Le début de la fable? Suite à un naufrage, l’aristocrate et général grec Iphicrate flanqué de son valet Arlequin qu’il bat, Euphrosine et sa suivante Cléanthis qu’elle méprise, échouent sur une île grecque des esclaves. Elle est administrée par l’entremise de Trivelin qui a ici les traits d’un médecin psy.

Chez Marivaux, L'Île des esclaves, comédie en un acte, comme Arlequin poli par l'amour et la Double inconstance, aborde la rivalité des classes. Et de quelles manières cette rivalité perpétue la position des protagonistes dans la hiérarchie sociale. Cet ordre est certes régénéré, purgé de ses injustices et violences le plus criantes, mais toujours aussi inégalitaire. Dialogue avec le metteur en scène et acteur Valentin Rossier.



Avec L'Île des esclaves, le théâtre se fait selon votre formule, une «boîte à expérience» d’idées et utopies de l’époque de Marivaux.

Valentin Rossier: Dans ses pièces en un acte et singulièrement L'Île des esclaves, Marivaux utilise le théâtre comme outil de réflexion. Et partant comme laboratoire expérimental afin de changer l’ordre social. Est-on conditionné ou non dès la naissance? Il s’en amuse. C’est une tentative psychanalytique pour savoir ce qu’il en est de nos conditions.

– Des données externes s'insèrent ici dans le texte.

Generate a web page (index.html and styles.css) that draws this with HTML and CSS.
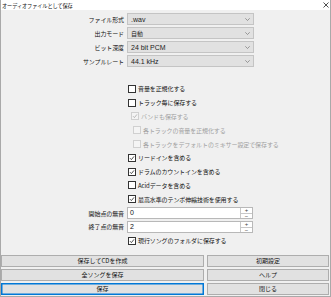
FILE: index.html
```html
<!DOCTYPE html>
<html lang="ja">
   <head>
      <meta charset="UTF-8">
      <meta name="viewport" content="width=device-width, initial-scale=1.0">
      <title>オーディオファイルとして保存</title>
      <link rel="stylesheet" href="styles.css">
   </head>
   <body>
      <div class="window">
         <div class="titlebar">
            <span class="title">オーディオファイルとして保存</span>
            <svg class="close" width="6" height="6" viewBox="0 0 6 6"><path d="M0.5 0.5 L5.5 5.5 M5.5 0.5 L0.5 5.5" stroke="#222" stroke-width="0.8"/></svg>
         </div>
         <div class="form">
            <div class="field">
               <span class="lbl">ファイル形式</span>
               <div class="select"><span class="val">.wav</span><svg class="chev" width="5" height="3" viewBox="0 0 5 3"><path d="M0.3 0.3 L2.5 2.5 L4.7 0.3" fill="none" stroke="#777" stroke-width="0.7"/></svg></div>
            </div>
            <div class="field">
               <span class="lbl">出力モード</span>
               <div class="select"><span class="val jp">自動</span><svg class="chev" width="5" height="3" viewBox="0 0 5 3"><path d="M0.3 0.3 L2.5 2.5 L4.7 0.3" fill="none" stroke="#777" stroke-width="0.7"/></svg></div>
            </div>
            <div class="field">
               <span class="lbl">ビット深度</span>
               <div class="select"><span class="val">24 bit PCM</span><svg class="chev" width="5" height="3" viewBox="0 0 5 3"><path d="M0.3 0.3 L2.5 2.5 L4.7 0.3" fill="none" stroke="#777" stroke-width="0.7"/></svg></div>
            </div>
            <div class="field">
               <span class="lbl">サンプルレート</span>
               <div class="select"><span class="val">44.1 kHz</span><svg class="chev" width="5" height="3" viewBox="0 0 5 3"><path d="M0.3 0.3 L2.5 2.5 L4.7 0.3" fill="none" stroke="#777" stroke-width="0.7"/></svg></div>
            </div>

            <div class="gap"></div>

            <div class="check"><span class="box"></span>音量を正規化する</div>
            <div class="check"><span class="box"></span>トラック毎に保存する</div>
            <div class="check sub disabled"><span class="box"><svg width="6" height="6" viewBox="0 0 6 6"><path d="M1 3.2 L2.4 4.6 L5 1.4" fill="none" stroke="#aaa" stroke-width="0.8"/></svg></span>バンドも保存する</div>
            <div class="check sub2 disabled"><span class="box"></span>各トラックの音量を正規化する</div>
            <div class="check sub2 disabled"><span class="box"></span>各トラックをデフォルトのミキサー設定で保存する</div>
            <div class="check"><span class="box"><svg width="6" height="6" viewBox="0 0 6 6"><path d="M1 3.2 L2.4 4.6 L5 1.4" fill="none" stroke="#222" stroke-width="0.8"/></svg></span>リードインを含める</div>
            <div class="check"><span class="box"><svg width="6" height="6" viewBox="0 0 6 6"><path d="M1 3.2 L2.4 4.6 L5 1.4" fill="none" stroke="#222" stroke-width="0.8"/></svg></span>ドラムのカウントインを含める</div>
            <div class="check"><span class="box"></span>Acidデータを含める</div>
            <div class="check"><span class="box"><svg width="6" height="6" viewBox="0 0 6 6"><path d="M1 3.2 L2.4 4.6 L5 1.4" fill="none" stroke="#222" stroke-width="0.8"/></svg></span>最高水準のテンポ伸縮技術を使用する</div>

            <div class="field spin-row">
               <span class="lbl">開始点の無音</span>
               <div class="spin"><span class="num">0</span><div class="arrows"><span>+</span><span>−</span></div></div>
            </div>
            <div class="field spin-row">
               <span class="lbl">終了点の無音</span>
               <div class="spin"><span class="num">2</span><div class="arrows"><span>+</span><span>−</span></div></div>
            </div>

            <div class="check"><span class="box"><svg width="6" height="6" viewBox="0 0 6 6"><path d="M1 3.2 L2.4 4.6 L5 1.4" fill="none" stroke="#222" stroke-width="0.8"/></svg></span>現行ソングのフォルダに保存する</div>
         </div>
         <div class="buttons">
            <button>保存してCDを作成</button>
            <button>初期設定</button>
            <button>全ソングを保存</button>
            <button>ヘルプ</button>
            <button class="default">保存</button>
            <button>閉じる</button>
         </div>
      </div>
   </body>
</html>
```

FILE: styles.css
```css
/* Save as audio file dialog */
body {
margin: 0;
font-family: "Noto Sans CJK JP", "Liberation Sans", sans-serif;
font-size: 6px;
color: #111;
}
.window {
width: 331px;
height: 297px;
box-sizing: border-box;
border: 1px solid #a9a9a9;
border-top: none;
background-color: #f0f0f0;
display: flex;
flex-direction: column;
}
.titlebar {
height: 10px;
background-color: white;
display: flex;
align-items: center;
justify-content: space-between;
padding: 0 1px 0 1px;
}
.title {
font-size: 5.2px;
letter-spacing: -0.1px;
}
.form {
padding-top: 2px;
display: flex;
flex-direction: column;
}
.field {
height: 14px;
display: flex;
align-items: center;
}
.lbl {
width: 123px;
text-align: right;
padding-right: 3px;
letter-spacing: -0.1px;
}
.select {
height: 10px;
background-color: #e1e1e1;
border: 1px solid #c4c4c4;
display: flex;
align-items: center;
justify-content: space-between;
padding: 0 3px 0 3px;
width: 119px;
}
.val {
font-family: "Liberation Sans", sans-serif;
font-size: 7px;
color: #222;
}
.val.jp {
font-family: "Noto Sans CJK JP", sans-serif;
font-size: 6px;
}
.gap {
height: 14px;
}
.check {
height: 13.8px;
display: flex;
align-items: center;
padding-left: 127px;
letter-spacing: -0.1px;
}
.check.sub {
padding-left: 130px;
}
.check.sub2 {
padding-left: 132px;
}
.box {
width: 6px;
height: 6px;
border: 1px solid #333;
background-color: white;
margin-right: 2px;
display: flex;
}
.disabled {
color: #a0a0a0;
}
.disabled .box {
border-color: #d0d0d0;
background-color: #f4f4f4;
}
.spin-row {
height: 13.8px;
}
.spin {
width: 124px;
height: 10px;
background-color: white;
border: 1px solid #b8b8b8;
display: flex;
justify-content: space-between;
}
.num {
font-family: "Liberation Sans", sans-serif;
font-size: 7px;
padding-left: 2px;
line-height: 10px;
}
.arrows {
width: 11px;
border-left: 1px solid #c8c8c8;
display: flex;
flex-direction: column;
}
.arrows span {
flex: 1;
font-family: "Liberation Sans", sans-serif;
font-size: 6px;
line-height: 5px;
text-align: center;
color: #444;
}
.arrows span + span {
border-top: 1px solid #c8c8c8;
}
.buttons {
margin-top: 7px;
padding: 0 1px 0 0;
display: grid;
grid-template-columns: 203px 1fr;
column-gap: 3px;
row-gap: 2px;
}
button {
height: 12px;
padding: 0;
font-family: "Noto Sans CJK JP", sans-serif;
font-size: 6px;
color: #111;
background-color: #e1e1e1;
border: 1px solid #adadad;
}
button.default {
border-color: #0078d7;
box-shadow: inset 0 0 0 0.5px #0078d7;
}
```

Mais le terme «esclavage» reste fort et controversé au 18e siècle alors que la France possède des colonies reposant sur la traite des Noirs et l’esclavage. Ainsi l’auteur transpose cette réalité à l’époque de la Grèce antique. La pièce pourrait être une forme de dystopie se déroulant ici dans l’Antiquité. A mon sens, le mot «esclave» en devient atemporel.



Votre vision globale de la pièce?

Il existe une étrangeté tant dans l’atmosphère que l’écriture de la pièce que j’ai voulu relayer dans un huis-clos d’interrogatoire. Voici un texte qui par son jeu de rôles amène au théâtre dans le théâtre. Ceci avec des comédiennes et comédiens en attente de jouer leur partition. Les protagonistes sont ainsi épisodiquement placés derrière une paroi en plexiglas bleuté.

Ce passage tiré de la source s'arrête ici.